ソートベーカリー

小麦粉をこねてパンを焼くように、頭の中で考えたことを文章にしていきます。

場末の定食屋パン

1年ほど前。用事を済ませた後、近くに定食屋を見つけて妻と遅めの昼食を摂ることにした。

14時過ぎで客もまばら、というか照明は薄暗くタバコの煙が漂っていてテーブルに突っ伏して寝ている人もいるなど昼間っから場末感のある店だった。

特にときめくようなメニューもなく、とりあえず2人前の注文を済ませて待っていた。

 

定食が運ばれてきた。

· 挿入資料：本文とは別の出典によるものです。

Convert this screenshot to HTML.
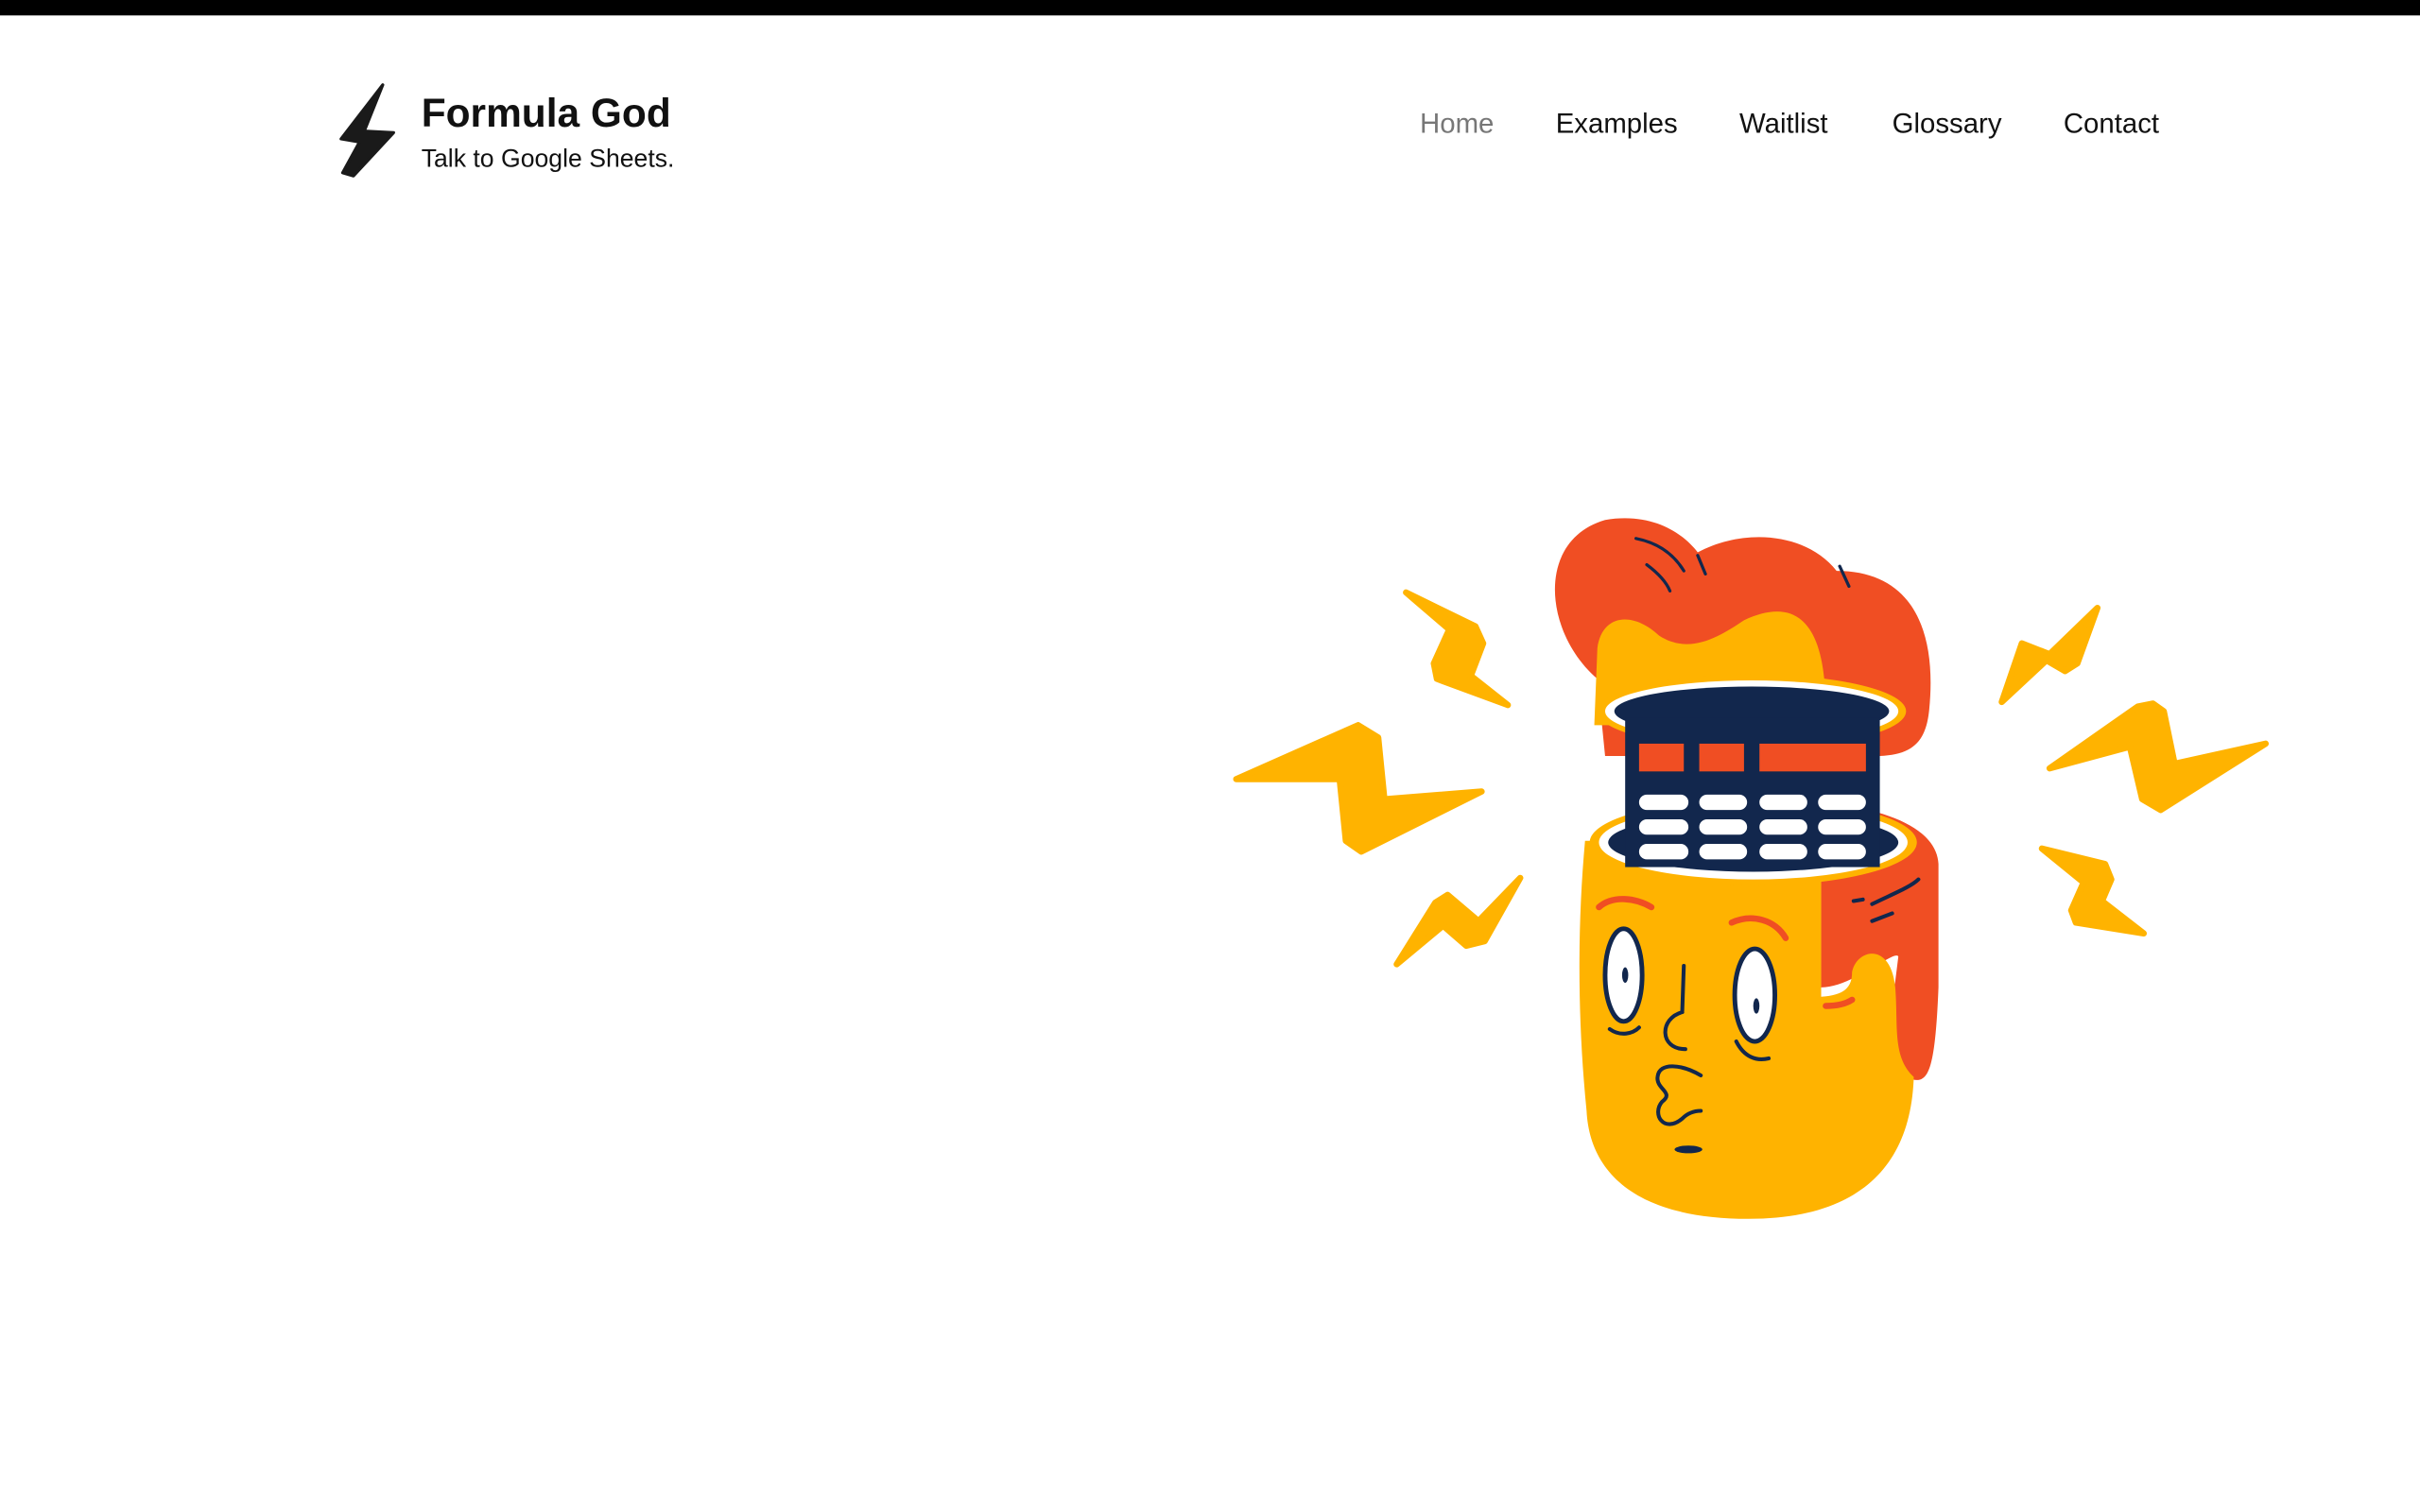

そんなに忙しくもないはずなのにちょっと遅いなと感じたのはグラスのお冷が空になったせいだ。

それでもようやくありつけた本日の昼食、むしゃむしゃと食べていると妻が一言、

「なにこれ・・・」

なんとコロッケ定食の白ご飯の中に、白いプラスチック片が入っていた。

それはまさにドレッシングなどの使い始めの際に指をひっかけてグッと力を入れて剥がす”あの部分”だった。

 

いやこれはあり得ないだろうと店員を呼ぶ。最初はバイトらしき若い店員に話をすると、奥から店長が来て別のご飯と交換してくれることになった。妻は元々小食でもうご飯はいらないと断ったが、それでも別のご飯を持ってきた。

さらにその数分後にはオーナーと料理長が出てきてめちゃくちゃ謝られた。正直こんなに謝られると思っていなかったのだが、後からわかってきた。もしかすると今の時代SNSで酷く書かれることが店の売り上げに直結することもあると考えているんじゃないだろうか。僕らはわざわざそんなこと書かないよ(今書いてるけど)。

 

そして会計時、レジにさっきのオーナーが出てきた。

「お代は要りませんので」

「いや、僕の分は払いますよ」

「いえ、お2人分ともいただきません。その代わり・・・」

僕は心の中で「来た!SNSに書かないでって言われる!」と身構えた。

「その代わり、またご来店ください」

ちゃうんかい!拍子抜けして「はい」と苦笑いしながら店を出た。

 

帰りの電車で考えた。これおかしいぞ?

「食事に異物が混ざっていたこと」の”代わり”が「お代要りません」のはずじゃないか?

「お代要りません」の”代わり”に「またのご来店」はこっちが譲りすぎている!

 

まぁこんなトラブルがなかったとしてもまた行きたいと思える店ではなかったんだけど。